Quick Sips - Beneath Ceaseless Skies #265

Art by Veli Nyström
Families anchor both stories in this latest issue of Beneath Ceaseless Skies. And specifically, fathers and sons. In both, fathers are faced with the prospects of being separated from their children. In one, that separation comes in the form of an abduction, and in the other it’s more from a break between the father and mother. But in both it pushes the father to try somewhat desperate things in the hopes of reconnecting. In the hopes of not completely losing their children. In both, though, they also rely on violence to get what they want, falling back on the things that might have strained their relationships in the past. These are some complex and wonderfully-imagine stories dealing with parenting and hope, loss and healing. And I’ll get to the reviews!

Monday, November 26, 2018

Quick Sips - Heroic Fantasy Quarterly Q38

Art by Toe Keen
Four stories and three poems anchor a new issue of Heroic Fantasy Quarterly that seems to linger on feeling trapped. Because most of the pieces build up a situation where the characters are either physically confined or philosophically confined. Either they find themselves on a raft at see, or in a vault deep in a keep, and they must try to find their way out of a situation with ever-narrowing options, or else they are in a situation where change seems impossible, where disaster and war seem inevitable. The stories and poems all show people fighting back against the gravity of corruption and violence and greed and finding that often times there is no winning there. That the best they can hope for is to delay the final crushing blow. But fighting against that weight isn’t useless. Isn’t pointless. Sometimes, it’s all a person has. So yeah, let’s get to the reviews!

Friday, November 23, 2018

Quick Sips - Glittership Spring 2018


There’s a new issue of Glittership out!!! Cue the queer dance party! The issue is dated spring on the cover but the pieces inside are definitely more appropriate for autumn. At least, there is a strong theme of death and hurt that grounds the stories and poems in rather dark territory. That doesn’t mean that there isn’t hope, but rather that the works recognize the dangers waiting for those who are different, who are queer. The violence lurking, ready to pounce. The promise and power of community when isolation often means abuse and exploitation. For all that, there are moments of tenderness, defiance, and freedom to be found here as well, though not easily won or without scars. To the reviews!

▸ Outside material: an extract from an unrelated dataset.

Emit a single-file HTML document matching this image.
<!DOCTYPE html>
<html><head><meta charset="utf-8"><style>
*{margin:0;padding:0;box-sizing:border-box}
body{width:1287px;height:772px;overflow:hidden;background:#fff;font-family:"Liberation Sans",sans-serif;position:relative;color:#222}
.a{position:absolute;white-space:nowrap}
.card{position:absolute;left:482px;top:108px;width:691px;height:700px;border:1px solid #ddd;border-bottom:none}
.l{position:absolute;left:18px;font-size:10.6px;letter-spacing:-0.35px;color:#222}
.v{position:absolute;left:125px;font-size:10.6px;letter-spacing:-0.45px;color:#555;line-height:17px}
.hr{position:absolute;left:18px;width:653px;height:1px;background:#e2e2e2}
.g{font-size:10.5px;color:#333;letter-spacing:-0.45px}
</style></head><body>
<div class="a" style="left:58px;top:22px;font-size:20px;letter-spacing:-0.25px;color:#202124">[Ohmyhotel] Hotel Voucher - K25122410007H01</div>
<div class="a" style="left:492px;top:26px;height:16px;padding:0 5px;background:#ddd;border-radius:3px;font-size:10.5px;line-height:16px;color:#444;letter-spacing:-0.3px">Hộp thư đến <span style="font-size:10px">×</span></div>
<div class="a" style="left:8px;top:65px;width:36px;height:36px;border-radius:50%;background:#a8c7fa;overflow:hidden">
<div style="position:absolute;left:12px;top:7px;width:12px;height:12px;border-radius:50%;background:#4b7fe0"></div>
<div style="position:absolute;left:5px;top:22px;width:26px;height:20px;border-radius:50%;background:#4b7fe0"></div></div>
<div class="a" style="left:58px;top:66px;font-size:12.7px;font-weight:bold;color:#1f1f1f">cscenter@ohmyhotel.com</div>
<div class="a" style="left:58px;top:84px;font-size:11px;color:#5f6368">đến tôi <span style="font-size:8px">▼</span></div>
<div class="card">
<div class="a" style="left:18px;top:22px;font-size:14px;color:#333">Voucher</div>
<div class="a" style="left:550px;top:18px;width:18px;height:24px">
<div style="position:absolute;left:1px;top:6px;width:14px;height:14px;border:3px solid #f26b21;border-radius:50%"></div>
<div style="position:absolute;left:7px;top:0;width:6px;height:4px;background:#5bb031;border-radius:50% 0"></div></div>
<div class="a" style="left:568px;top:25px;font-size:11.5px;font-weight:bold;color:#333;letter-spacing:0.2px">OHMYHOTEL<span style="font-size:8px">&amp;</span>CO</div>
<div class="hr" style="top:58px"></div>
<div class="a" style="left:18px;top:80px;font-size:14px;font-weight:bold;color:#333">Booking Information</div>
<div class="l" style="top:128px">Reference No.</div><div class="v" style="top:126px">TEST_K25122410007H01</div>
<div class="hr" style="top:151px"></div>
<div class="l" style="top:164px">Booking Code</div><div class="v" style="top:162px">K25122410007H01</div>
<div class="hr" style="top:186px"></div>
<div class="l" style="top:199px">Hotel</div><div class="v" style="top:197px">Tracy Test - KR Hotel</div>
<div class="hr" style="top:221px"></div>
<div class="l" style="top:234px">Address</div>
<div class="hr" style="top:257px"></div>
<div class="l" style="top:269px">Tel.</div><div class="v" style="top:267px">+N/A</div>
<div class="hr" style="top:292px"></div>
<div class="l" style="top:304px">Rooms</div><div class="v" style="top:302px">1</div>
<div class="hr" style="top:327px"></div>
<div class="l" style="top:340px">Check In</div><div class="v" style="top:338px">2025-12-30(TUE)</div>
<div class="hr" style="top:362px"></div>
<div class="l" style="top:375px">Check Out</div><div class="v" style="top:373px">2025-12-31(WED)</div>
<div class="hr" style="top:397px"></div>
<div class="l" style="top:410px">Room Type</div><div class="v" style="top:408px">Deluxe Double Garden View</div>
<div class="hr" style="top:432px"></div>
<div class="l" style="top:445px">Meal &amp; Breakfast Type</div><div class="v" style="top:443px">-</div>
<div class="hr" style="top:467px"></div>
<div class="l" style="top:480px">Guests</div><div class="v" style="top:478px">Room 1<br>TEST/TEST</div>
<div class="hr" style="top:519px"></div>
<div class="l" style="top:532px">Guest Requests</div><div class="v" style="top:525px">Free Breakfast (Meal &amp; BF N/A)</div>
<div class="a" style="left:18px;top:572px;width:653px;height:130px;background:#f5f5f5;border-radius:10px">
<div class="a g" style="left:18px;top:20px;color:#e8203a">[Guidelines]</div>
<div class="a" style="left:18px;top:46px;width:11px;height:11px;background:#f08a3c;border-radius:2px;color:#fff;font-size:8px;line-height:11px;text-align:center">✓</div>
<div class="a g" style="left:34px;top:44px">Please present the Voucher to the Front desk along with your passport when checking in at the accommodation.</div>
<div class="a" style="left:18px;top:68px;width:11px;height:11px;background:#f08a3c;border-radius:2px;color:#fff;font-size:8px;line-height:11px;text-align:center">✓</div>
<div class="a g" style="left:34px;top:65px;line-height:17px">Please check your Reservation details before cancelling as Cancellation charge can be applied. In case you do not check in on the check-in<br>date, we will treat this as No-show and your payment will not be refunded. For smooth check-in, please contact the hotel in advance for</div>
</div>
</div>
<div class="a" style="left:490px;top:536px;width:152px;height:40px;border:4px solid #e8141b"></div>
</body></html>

Thursday, November 22, 2018

X Marks the Story - November 2018

My penultimate X Marks the Story is now up at The Book Smugglers! I actually have something of a theme this time, of broken worlds and people helping people to heal and to fight back. The whole column gets into the stories in depth, but for those just looking for the links, they are below. Cheers!

“The Fortunate Death of Jonathan Sandelson” by Margaret Killjoy (Published at Strange Horizons, October 2018)
Between the Firmaments” by JY Yang (published at The Book Smugglers, October 2018)
“Talk to Your Children about Two-Tongued Jeremy” by Theodore McCombs (published in Lightspeed #102, November 2018)
“What the South Wind Whispers” by H. Pueyo (Published in Clarkesworld #146, November 2018)
“How to Swallow the Moon” by Isabel Yap (Published in Uncanny #25, November 2018)
“Toward a New Lexicon of Augury” by Sabrina Vouroulias (Published in Apex Magazine #114, November 2018)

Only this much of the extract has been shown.